▶ _Your task_
Work out how many lines contain "styles". Reply with the count alone.

##### Given data

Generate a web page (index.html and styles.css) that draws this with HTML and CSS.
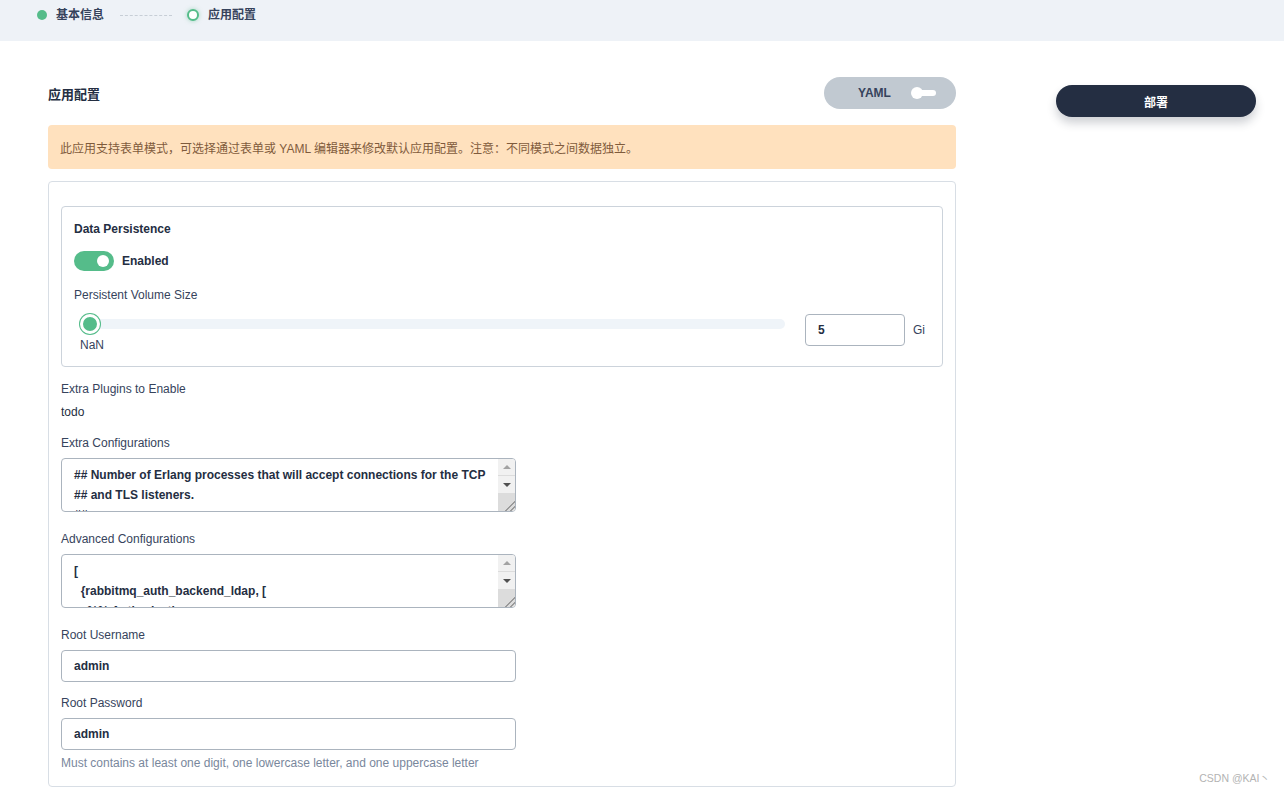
FILE: index.html
```html
<!DOCTYPE html>
<html lang="zh-CN">
<head>
<meta charset="utf-8">
<title>应用配置</title>
<link rel="stylesheet" href="styles.css">
</head>
<body>
<div class="steps-bar">
  <div class="step done"><span class="dot"></span><span class="step-text">基本信息</span></div>
  <span class="step-line"></span>
  <div class="step current"><span class="ring"></span><span class="step-text">应用配置</span></div>
</div>

<div class="page">
  <div class="main-col">
    <div class="head-row">
      <h2 class="title">应用配置</h2>
      <div class="yaml-switch">
        <span class="yaml-text">YAML</span>
        <span class="mini-toggle"><span class="mini-knob"></span></span>
      </div>
    </div>

    <div class="alert">此应用支持表单模式，可选择通过表单或 YAML 编辑器来修改默认应用配置。注意：不同模式之间数据独立。</div>

    <div class="form-card">
      <div class="group-box">
        <div class="group-title">Data Persistence</div>
        <div class="switch-row">
          <span class="toggle"><span class="knob"></span></span>
          <span class="switch-label">Enabled</span>
        </div>
        <div class="label">Persistent Volume Size</div>
        <div class="slider-row">
          <div class="slider-col">
            <div class="slider-track"><span class="thumb"></span></div>
            <div class="slider-value">NaN</div>
          </div>
          <div class="num-input">5</div>
          <span class="unit">Gi</span>
        </div>
      </div>

      <div class="field">
        <div class="label">Extra Plugins to Enable</div>
        <div class="plain-value">todo</div>
      </div>

      <div class="field field-area">
        <div class="label">Extra Configurations</div>
        <div class="code-box">
          <div class="code-text">## Number of Erlang processes that will accept connections for the TCP
## and TLS listeners.
##</div>
          <div class="fake-scroll">
            <span class="sb-btn up"></span>
            <span class="sb-btn down"></span>
            <span class="sb-corner"></span>
          </div>
        </div>
      </div>

      <div class="field field-area">
        <div class="label">Advanced Configurations</div>
        <div class="code-box">
          <div class="code-text">[
  {rabbitmq_auth_backend_ldap, [
    %% Authorisation</div>
          <div class="fake-scroll">
            <span class="sb-btn up"></span>
            <span class="sb-btn down"></span>
            <span class="sb-corner"></span>
          </div>
        </div>
      </div>

      <div class="field">
        <div class="label">Root Username</div>
        <div class="text-input">admin</div>
      </div>

      <div class="field last">
        <div class="label">Root Password</div>
        <div class="text-input">admin</div>
        <div class="hint">Must contains at least one digit, one lowercase letter, and one uppercase letter</div>
      </div>
    </div>
  </div>

  <div class="side-col">
    <button class="deploy-btn">部署</button>
  </div>
</div>

<div class="watermark">CSDN @KAI丶</div>
</body>
</html>
```

FILE: styles.css
```css
* { box-sizing: border-box; }
html, body { margin: 0; padding: 0; }
body {
  background: #fff;
  font-family: "Liberation Sans", Arial, "Noto Sans CJK SC", sans-serif;
  font-size: 12px;
  color: #36435c;
  width: 1284px;
  height: 792px;
  overflow: hidden;
  position: relative;
}

/* steps */
.steps-bar {
  height: 41px;
  background: #eef2f7;
  display: flex;
  align-items: flex-start;
  padding: 6px 0 0 37px;
}
.step { display: flex; align-items: center; height: 18px; }
.step-text { font-weight: 700; font-size: 12px; color: #36435c; line-height: 18px; }
.dot { width: 10px; height: 10px; border-radius: 50%; background: #55bc8a; margin-right: 9px; }
.ring {
  width: 12px; height: 12px; border-radius: 50%;
  border: 2px solid #55bc8a; background: #fff;
  box-shadow: 0 0 4px rgba(85,188,138,0.5);
  margin-right: 9px;
}
.step-line {
  width: 52px; height: 0; margin: 9px 15px 0 16px;
  border-top: 1px dashed #c7ced6;
}

/* page */
.page {
  display: flex;
  gap: 100px;
  padding: 36px 0 0 48px;
}
.main-col { width: 908px; }
.side-col { width: 200px; padding-top: 8px; }

.head-row {
  display: flex; align-items: center; justify-content: space-between;
  height: 32px;
}
.title {
  margin: 0; font-size: 13px; font-weight: 700; color: #242e42;
  padding-top: 1px;
}
.yaml-switch {
  width: 132px; height: 32px; border-radius: 16px;
  background: #c1c9d1;
  display: flex; align-items: center;
  padding-left: 34px;
}
.yaml-text { font-weight: 700; font-size: 12px; color: #36435c; }
.mini-toggle {
  position: relative;
  width: 24px; height: 6px; border-radius: 3px; background: #fff;
  margin-left: 21px;
  display: flex; align-items: center;
}
.mini-knob {
  width: 12px; height: 12px; border-radius: 50%; background: #fff;
  margin-left: -1px;
}

.deploy-btn {
  width: 200px; height: 32px; border: 0; border-radius: 16px;
  background: #242e42; color: #fff;
  font-family: "Liberation Sans", "Noto Sans CJK SC", sans-serif;
  font-size: 12px; font-weight: 700;
  box-shadow: 0 6px 10px rgba(36,46,66,0.22);
}

.alert {
  margin-top: 16px;
  height: 44px;
  background: #ffe1be;
  border-radius: 4px;
  padding: 0 12px;
  display: flex; align-items: center;
  color: #7f5b3c;
  font-size: 12px;
}

.form-card {
  margin-top: 12px;
  border: 1px solid #d8dee5;
  border-radius: 4px;
  padding: 24px 12px 14px 12px;
}

.group-box {
  border: 1px solid #ccd3db;
  border-radius: 4px;
  padding: 13px 12px 12px 12px;
}
.group-title { font-weight: 700; color: #242e42; line-height: 18px; }
.switch-row { display: flex; align-items: center; margin-top: 13px; height: 20px; }
.toggle {
  width: 40px; height: 20px; border-radius: 10px; background: #55bc8a;
  display: flex; align-items: center; justify-content: flex-end;
  padding-right: 5px;
}
.knob { width: 12px; height: 12px; border-radius: 50%; background: #fff; }
.switch-label { margin-left: 8px; font-weight: 700; color: #242e42; }

.label { line-height: 18px; color: #36435c; font-size: 12px; }
.group-box .label { margin-top: 15px; }

.slider-row { display: flex; align-items: flex-start; margin-top: 10px; }
.slider-col { flex: 1; margin-left: 6px; }
.slider-track {
  position: relative;
  height: 10px; margin-top: 5px; margin-bottom: 5px;
  background: #eff4f9; border-radius: 5px;
}
.thumb {
  position: absolute; left: 0; top: -5px;
  width: 20px; height: 20px; border-radius: 50%;
  background: #55bc8a;
  border: 3px solid #fff;
  box-shadow: 0 0 0 1px #55bc8a;
}
.slider-value { margin-top: 7px; line-height: 18px; color: #36435c; }
.num-input {
  width: 100px; height: 32px; margin-left: 20px;
  border: 1px solid #abb4be; border-radius: 4px;
  padding: 0 12px; line-height: 30px;
  font-weight: 700; color: #242e42;
}
.unit { margin-left: 8px; line-height: 32px; color: #36435c; width: 17px; }

.field { margin-top: 13px; }
.field-area { margin-top: 13px; }
.field-area + .field-area { margin-top: 18px; }
.field-area + .field:not(.field-area) { margin-top: 18px; }
.field .label + * { margin-top: 5px; }
.plain-value { line-height: 18px; color: #242e42; }
.field-area .label + .code-box { margin-top: 6px; }
.field:not(.field-area) .label + .text-input { margin-top: 6px; }
.field.last { margin-top: 12px; }

.code-box {
  position: relative;
  width: 455px; height: 54px;
  border: 1px solid #abb4be; border-radius: 4px;
  overflow: hidden;
  display: flex;
}
.code-text {
  flex: 1;
  padding: 6px 12px;
  white-space: pre;
  line-height: 20px;
  font-weight: 700; color: #242e42; font-size: 12px;
  overflow: hidden;
}
.fake-scroll {
  width: 17px; display: flex; flex-direction: column;
  background: #f1f1f1;
}
.sb-btn {
  height: 17px; display: flex; align-items: center; justify-content: center;
}
.sb-btn.up { border-bottom: 1px solid #dcdcdc; }
.sb-btn.up::before {
  content: ""; border-left: 4px solid transparent; border-right: 4px solid transparent;
  border-bottom: 4px solid #a3a3a3;
}
.sb-btn.down::before {
  content: ""; border-left: 4px solid transparent; border-right: 4px solid transparent;
  border-top: 4px solid #505050;
}
.sb-corner {
  flex: 1; background: #dcdcdc;
  background-image:
    linear-gradient(135deg, transparent 70%, #9a9a9a 70%, #9a9a9a 76%, transparent 76%),
    linear-gradient(135deg, transparent 84%, #9a9a9a 84%, #9a9a9a 90%, transparent 90%);
}

.text-input {
  width: 455px; height: 32px;
  border: 1px solid #abb4be; border-radius: 4px;
  padding: 0 12px; line-height: 30px;
  font-weight: 700; color: #242e42; font-size: 12px;
}
.hint { margin-top: 4px; line-height: 18px; color: #79879c; }

.watermark {
  position: absolute; right: 14px; bottom: 7px;
  font-size: 10.5px; color: #b3b3b3;
}
```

##########

▶ _Finished answer_
3